[Start of Dataset section]
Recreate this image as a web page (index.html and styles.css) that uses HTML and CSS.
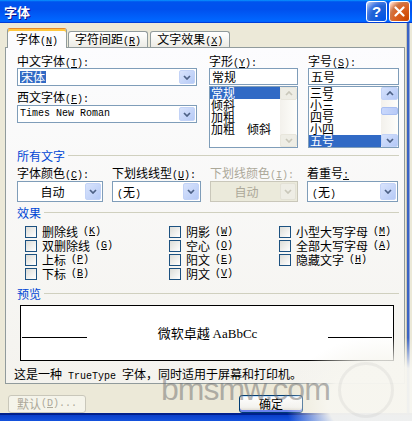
FILE: index.html
```html
<!DOCTYPE html>
<html lang="zh-CN">
<head>
<meta charset="utf-8">
<title>字体</title>
<link rel="stylesheet" href="styles.css">
</head>
<body>
<div class="window">
  <header class="titlebar">
    <span class="title">字体</span>
    <div class="caption">
      <span class="cbtn help">?</span>
      <span class="cbtn close"><svg width="11" height="11" viewBox="0 0 11 11"><path d="M1.5 1.5l8 8M9.5 1.5l-8 8" stroke="#fff" stroke-width="2.2" stroke-linecap="round"/></svg></span>
    </div>
  </header>
  <div class="frame">
    <main class="client">
      <nav class="tabs">
        <span class="tab active">字体<span class="m">(<u>N</u>)</span></span>
        <span class="tab">字符间距<span class="m">(<u>R</u>)</span></span>
        <span class="tab">文字效果<span class="m">(<u>X</u>)</span></span>
      </nav>
      <section class="panel">
        <div class="fonts">
          <div class="col-face">
            <div class="lbl">中文字体<span class="m">(<u>T</u>):</span></div>
            <div class="combo">
              <span class="val"><span class="hl">宋体</span></span>
              <span class="drop"><svg width="8" height="5" viewBox="0 0 8 5"><path d="M1 1l3 3 3-3" fill="none" stroke="currentColor" stroke-width="1.7"/></svg></span>
            </div>
            <div class="lbl second">西文字体<span class="m">(<u>F</u>):</span></div>
            <div class="combo">
              <span class="val m">Times New Roman</span>
              <span class="drop"><svg width="8" height="5" viewBox="0 0 8 5"><path d="M1 1l3 3 3-3" fill="none" stroke="currentColor" stroke-width="1.7"/></svg></span>
            </div>
          </div>
          <div class="col-style">
            <div class="lbl">字形<span class="m">(<u>Y</u>):</span></div>
            <div class="tbox">常规</div>
            <div class="listbox">
              <div class="items">
                <div class="item sel">常规</div>
                <div class="item">倾斜</div>
                <div class="item">加粗</div>
                <div class="item">加粗<span class="sp"></span>倾斜</div>
              </div>
              <div class="vs off">
                <span class="sbtn"><svg width="8" height="5" viewBox="0 0 8 5"><path d="M1 4l3-3 3 3" fill="none" stroke="currentColor" stroke-width="1.7"/></svg></span>
                <span class="track"></span>
                <span class="sbtn"><svg width="8" height="5" viewBox="0 0 8 5"><path d="M1 1l3 3 3-3" fill="none" stroke="currentColor" stroke-width="1.7"/></svg></span>
              </div>
            </div>
          </div>
          <div class="col-size">
            <div class="lbl">字号<span class="m">(<u>S</u>):</span></div>
            <div class="tbox">五号</div>
            <div class="listbox">
              <div class="items">
                <div class="item">三号</div>
                <div class="item">小三</div>
                <div class="item">四号</div>
                <div class="item">小四</div>
                <div class="item sel">五号</div>
              </div>
              <div class="vs">
                <span class="sbtn"><svg width="8" height="5" viewBox="0 0 8 5"><path d="M1 4l3-3 3 3" fill="none" stroke="currentColor" stroke-width="1.7"/></svg></span>
                <span class="track"><span class="thumb"></span></span>
                <span class="sbtn"><svg width="8" height="5" viewBox="0 0 8 5"><path d="M1 1l3 3 3-3" fill="none" stroke="currentColor" stroke-width="1.7"/></svg></span>
              </div>
            </div>
          </div>
        </div>

        <div class="group">所有文字</div>
        <div class="attrs">
          <div class="lbl">字体颜色<span class="m">(<u>C</u>):</span></div>
          <div class="lbl">下划线线型<span class="m">(<u>U</u>):</span></div>
          <div class="lbl dim">下划线颜色<span class="m">(<u>I</u>):</span></div>
          <div class="lbl">着重号<span class="m"><u>:</u></span></div>

          <div class="combo tall">
            <span class="val center">自动</span>
            <span class="drop"><svg width="8" height="5" viewBox="0 0 8 5"><path d="M1 1l3 3 3-3" fill="none" stroke="currentColor" stroke-width="1.7"/></svg></span>
          </div>
          <div class="combo tall">
            <span class="val pad"><span class="m">(</span>无<span class="m">)</span></span>
            <span class="drop"><svg width="8" height="5" viewBox="0 0 8 5"><path d="M1 1l3 3 3-3" fill="none" stroke="currentColor" stroke-width="1.7"/></svg></span>
          </div>
          <div class="combo tall off">
            <span class="val center">自动</span>
            <span class="drop"><svg width="8" height="5" viewBox="0 0 8 5"><path d="M1 1l3 3 3-3" fill="none" stroke="currentColor" stroke-width="1.7"/></svg></span>
          </div>
          <div class="combo tall">
            <span class="val pad"><span class="m">(</span>无<span class="m">)</span></span>
            <span class="drop"><svg width="8" height="5" viewBox="0 0 8 5"><path d="M1 1l3 3 3-3" fill="none" stroke="currentColor" stroke-width="1.7"/></svg></span>
          </div>
        </div>

        <div class="group">效果</div>
        <div class="effects">
          <label class="chk"><span class="box"></span>删除线<span class="m">(<u>K</u>)</span></label>
          <label class="chk"><span class="box"></span>双删除线<span class="m">(<u>G</u>)</span></label>
          <label class="chk"><span class="box"></span>上标<span class="m">(<u>P</u>)</span></label>
          <label class="chk"><span class="box"></span>下标<span class="m">(<u>B</u>)</span></label>
          <label class="chk"><span class="box"></span>阴影<span class="m">(<u>W</u>)</span></label>
          <label class="chk"><span class="box"></span>空心<span class="m">(<u>O</u>)</span></label>
          <label class="chk"><span class="box"></span>阳文<span class="m">(<u>E</u>)</span></label>
          <label class="chk"><span class="box"></span>阴文<span class="m">(<u>V</u>)</span></label>
          <label class="chk"><span class="box"></span>小型大写字母<span class="m">(<u>M</u>)</span></label>
          <label class="chk"><span class="box"></span>全部大写字母<span class="m">(<u>A</u>)</span></label>
          <label class="chk"><span class="box"></span>隐藏文字<span class="m">(<u>H</u>)</span></label>
        </div>

        <div class="group">预览</div>
        <div class="preview">
          <span class="rule left"></span>
          <span class="sample">微软卓越 <span class="latin">AaBbCc</span></span>
          <span class="rule right"></span>
        </div>
        <p class="note">这是一种<span class="m"> TrueType </span>字体，同时适用于屏幕和打印机。</p>
      </section>
      <div class="buttons">
        <span class="btn off">默认<span class="m">(<u>D</u>)...</span></span>
        <span class="btn default">确定</span>
      </div>
    </main>
    <div class="edge"></div>
  </div>
  <div class="bottom"></div>

  <div class="haze"></div>
  <div class="ring"></div>
  <div class="wm">bmsmw.com</div>
</div>
</body>
</html>
```

FILE: styles.css
```css
* { box-sizing: border-box; }
html, body { margin: 0; padding: 0; }
body {
  width: 412px;
  height: 421px;
  overflow: hidden;
  background: #ece9d8;
  font: 12px/13px "Noto Sans CJK SC", sans-serif;
  color: #000;
}
u { text-decoration: underline; text-underline-offset: 1px; }
.m { font-family: "Liberation Mono", monospace; font-size: 10px; }

.window {
  position: relative;
  width: 412px;
  height: 421px;
  overflow: hidden;
  display: flex;
  flex-direction: column;
}

/* caption bar */
.titlebar {
  flex: none;
  height: 23px;
  display: flex;
  align-items: center;
  justify-content: space-between;
  padding: 0 2px 0 4px;
  background: linear-gradient(180deg, #0997ff, #0053ee 8%, #0050ee 40%, #06f 88%, #06f 93%, #005bff 95%, #003dd7 96%, #003dd7);
}
.title {
  color: #fff;
  font-weight: 700;
  font-size: 13px;
  line-height: 16px;
  text-shadow: 1px 1px 0 #0f1089;
}
.caption { display: flex; gap: 2px; }
.cbtn {
  width: 21px;
  height: 21px;
  border: 1px solid #fff;
  border-radius: 3px;
  display: flex;
  align-items: center;
  justify-content: center;
}
.help {
  background: radial-gradient(circle at 90% 90%, #0054e9 0, #2263d5 55%, #4479e4 70%, #a3bbec 90%, #fff 100%);
  color: #fff;
  font: 700 15px/1 "Liberation Sans", sans-serif;
}
.close {
  background: radial-gradient(circle at 90% 90%, #cc4600 0, #dc6527 55%, #cd7546 70%, #ffccb2 90%, #fff 100%);
}

.frame { flex: 1; display: flex; min-height: 0; }
.client {
  width: 406px;
  flex: none;
  padding: 5px 0 0 5px;
  display: flex;
  flex-direction: column;
}
.edge {
  flex: 1;
  background: linear-gradient(90deg, #c9c6b6 0 1px, #3b63c4 1px 3px, #8fa6d8 3px 4px, #ece9d8 4px);
}
.bottom {
  flex: none;
  height: 8px;
  background: linear-gradient(#00208c 0 2px, #0a3ec8 2px, #1452dd);
}

/* tabs */
.tabs {
  display: flex;
  align-items: flex-end;
  height: 19px;
  padding-left: 2px;
  position: relative;
  z-index: 1;
}
.tab {
  height: 16px;
  padding: 0 6px;
  margin-right: 2px;
  border: 1px solid #919b9c;
  border-bottom: 0;
  border-radius: 3px 3px 0 0;
  background: linear-gradient(#fff, #fafaf8 30%, #ecebe5);
  line-height: 14px;
  white-space: nowrap;
}
.tab.active {
  height: 20px;
  margin-bottom: -1px;
  margin-right: 1px;
  padding: 3px 8px 0;
  border-top-color: #e68b2c;
  box-shadow: inset 0 2px 0 #ffc73c;
  background: #fcfcfe;
}

.panel {
  width: 400px;
  height: 337px;
  border: 1px solid #919b9c;
  background: linear-gradient(#fcfcfe, #f4f3ee);
  padding: 6px 4px 0 11px;
  display: flex;
  flex-direction: column;
}

.lbl { height: 13px; white-space: nowrap; }
.lbl.dim { color: #aca899; }

/* font / style / size columns */
.fonts { display: flex; }
.col-face { width: 180px; margin-right: 12px; }
.col-style { width: 89px; margin-right: 10px; }
.col-size { width: 91px; }
.col-face .combo { margin-top: 1px; }
.col-face .lbl.second { margin-top: 4px; }
.col-face .lbl.second + .combo { margin-top: 2px; }

.combo {
  display: flex;
  height: 18px;
  border: 1px solid #7f9db9;
  background: #fff;
  padding: 1px;
}
.combo .val {
  flex: 1;
  min-width: 0;
  padding-left: 1px;
  line-height: 14px;
  white-space: nowrap;
}
.combo .val.m { font-size: 10px; }
.combo .val.center { text-align: center; }
.combo .val.pad { padding-left: 3px; }
.hl {
  display: inline-block;
  vertical-align: top;
  margin-top: 1px;
  padding: 0 1px;
  line-height: 12px;
  background: #316ac5;
  color: #fff;
}
.drop {
  width: 16px;
  flex: none;
  border: 1px solid #c3d3f7;
  border-radius: 2px;
  background: linear-gradient(135deg, #d8e3fc, #b6caf6);
  color: #4d6185;
  display: flex;
  align-items: center;
  justify-content: center;
}
.combo.tall { height: 21px; }
.combo.tall .val { line-height: 17px; }
.combo.off { border-color: #c9c7ba; background: #ebeadb; }
.combo.off .val { color: #aca899; }
.combo.off .drop { border-color: #e3e1d6; background: #eeede5; color: #c9c7ba; }

.tbox {
  margin-top: 1px;
  height: 17px;
  border: 1px solid #7f9db9;
  background: #fff;
  padding-left: 2px;
  line-height: 15px;
}
.listbox {
  margin-top: 1px;
  height: 62px;
  border: 1px solid #7f9db9;
  background: #fff;
  display: flex;
}
.items { flex: 1; min-width: 0; }
.item { height: 12px; line-height: 12px; padding-left: 1px; white-space: nowrap; }
.item.sel { background: #316ac5; color: #fff; }
.sp { display: inline-block; width: 12px; }

.vs {
  width: 17px;
  flex: none;
  display: flex;
  flex-direction: column;
  background: linear-gradient(90deg, #f3f1ec, #fefefb);
  color: #4d6185;
}
.sbtn {
  height: 13px;
  flex: none;
  border: 1px solid #c3d3f7;
  border-radius: 2px;
  background: linear-gradient(135deg, #d6e2fc, #b4c8f6);
  display: flex;
  align-items: center;
  justify-content: center;
}
.track { flex: 1; padding-top: 7px; }
.thumb {
  display: block;
  height: 8px;
  border: 1px solid #a9bff2;
  border-radius: 2px;
  background: linear-gradient(90deg, #c9d8fc, #b8cbf7);
}
.vs.off { color: #c9c7ba; }
.vs.off .sbtn { border-color: #e8e6dc; background: #eeede5; }

/* group headings */
.group {
  display: flex;
  align-items: center;
  height: 13px;
  color: #0046d5;
  white-space: nowrap;
}
.group::after {
  content: "";
  flex: 1;
  height: 1px;
  margin-left: 3px;
  margin-right: 1px;
  background: #d0d0bf;
}
.fonts + .group { margin-top: 1px; }
.attrs + .group { margin-top: 4px; }
.effects + .group { margin-top: 6px; }

.attrs {
  margin-top: 4px;
  display: grid;
  grid-template-columns: 86px 89px 88px 91px;
  column-gap: 9px;
  row-gap: 2px;
}

.effects {
  margin-top: 6px;
  margin-left: 8px;
  display: grid;
  grid-auto-flow: column;
  grid-template-rows: repeat(4, 14px);
  grid-template-columns: 144px 110px 1fr;
}
.chk { display: flex; align-items: flex-start; gap: 5px; white-space: nowrap; line-height: 14px; }
.box {
  width: 12px;
  height: 12px;
  margin-top: 1px;
  flex: none;
  border: 1px solid #1c5180;
  background: linear-gradient(135deg, #dcdcd7, #fff);
}

.preview {
  margin-top: 5px;
  margin-left: 3px;
  width: 374px;
  height: 59px;
  border: 1px solid #000;
  background: #fff;
  display: flex;
  align-items: center;
  padding: 0 1px;
}
.rule { height: 9px; border-bottom: 1px solid #000; flex: none; }
.rule.left { width: 65px; }
.rule.right { width: 64px; }
.sample { flex: 1; text-align: center; font-size: 13px; line-height: 16px; }
.latin { font-family: "Liberation Serif", serif; font-size: 13px; }

.note { margin: 6px 0 0 -3px; line-height: 13px; white-space: nowrap; }

/* dialog buttons */
.buttons { display: flex; margin-top: 11px; padding-left: 3px; }
.btn {
  height: 18px;
  border: 1px solid #003c74;
  border-radius: 3px;
  background: linear-gradient(#fff, #f3f2ee 70%, #d6d0c5);
  display: flex;
  align-items: center;
  justify-content: center;
  line-height: 14px;
}
.btn.off {
  width: 78px;
  border-color: #c9c7ba;
  background: #f5f4ea;
  color: #aca899;
}
.btn.default {
  width: 64px;
  margin-left: 153px;
  box-shadow: inset 0 1px 0 #cee7ff, inset 0 -2px 0 #6982ee;
}

/* site watermark over the lower right corner */
.haze {
  position: absolute;
  left: 285px;
  top: 335px;
  width: 160px;
  height: 110px;
  background: radial-gradient(ellipse at 62% 62%, rgba(247, 246, 240, 0.96) 40%, rgba(247, 246, 240, 0) 70%);
}
.ring {
  position: absolute;
  left: 338px;
  top: 362px;
  width: 56px;
  height: 56px;
  border-radius: 50%;
  border: 3px solid rgba(170, 170, 170, 0.15);
}
.wm {
  position: absolute;
  left: 161px;
  top: 373px;
  font: 32px/32px "Liberation Sans", sans-serif;
  letter-spacing: -1px;
  color: rgba(110, 110, 110, 0.5);
}
```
[End of Dataset section]
### Problem to solve:
Search the material above for "index". Pull out each line where it shows up.

### Solution for this task:
Recreate this image as a web page (index.html and styles.css) that uses HTML and CSS.
FILE: index.html
  z-index: 1;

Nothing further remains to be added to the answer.